Both Muslim American women cover themselves from head to toe in adherence to their faith’s promotion of modesty and humility. Like most Muslim women who cover, they do so only in front of men who are not in their immediate family.

Aliya, a 20-year-old student at the University of Georgia, wears the hijab, or headscarf. She also wears clothes that cover everything but her face and hands, attire that is also referred to as hijab.

“You often see in many societies women being objectified because of how they look or being disrespected,” she says. The hijab, she says, helps “force people who may be otherwise unwilling to take the focus off of our physical appearance.”

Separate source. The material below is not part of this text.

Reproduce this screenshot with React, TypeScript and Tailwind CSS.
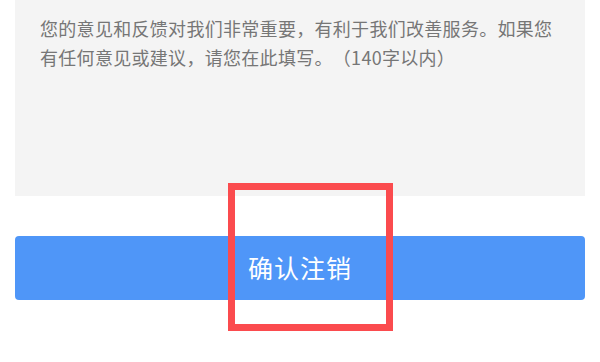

Nadia (who asked that her last name not be given) similarly covers most of her body and goes a step further by covering her face—excluding her eyes—with a piece of fabric known as the niqab.

The 25-year-old mother of two doesn’t believe it’s a practice that Islam mandates, but that it draws her closer to God.

“When you love someone, you want to be more pleasing to them,” she says. “…You want to do anything you can and constantly talk to them and know more about them, and that’s how I feel also with my creator.”

While the number of Muslim women in America who wear the hijab or niqab has never been recorded, some suggest that there was an increase in Muslim women covering after the attacks of Sept. 11, 2001, as many wished to express their identities in the wake of anti-Muslim sentiment.

After the attacks, says Georgetown University Professor Yvonne Haddad, more Muslim women became spokespeople for their religion.

“The women have sort of become the banner of Islam,” said Haddad, co-author of Muslim Women in America: The Challenge of Islamic Identity Today. “The little scarf is saying, ‘I am Muslim, and I have a presence here.’”
Aliya, whose Muslim parents taught her that covering was part of Islam, began wearing the hijab when she was 12. But she says it was her choice.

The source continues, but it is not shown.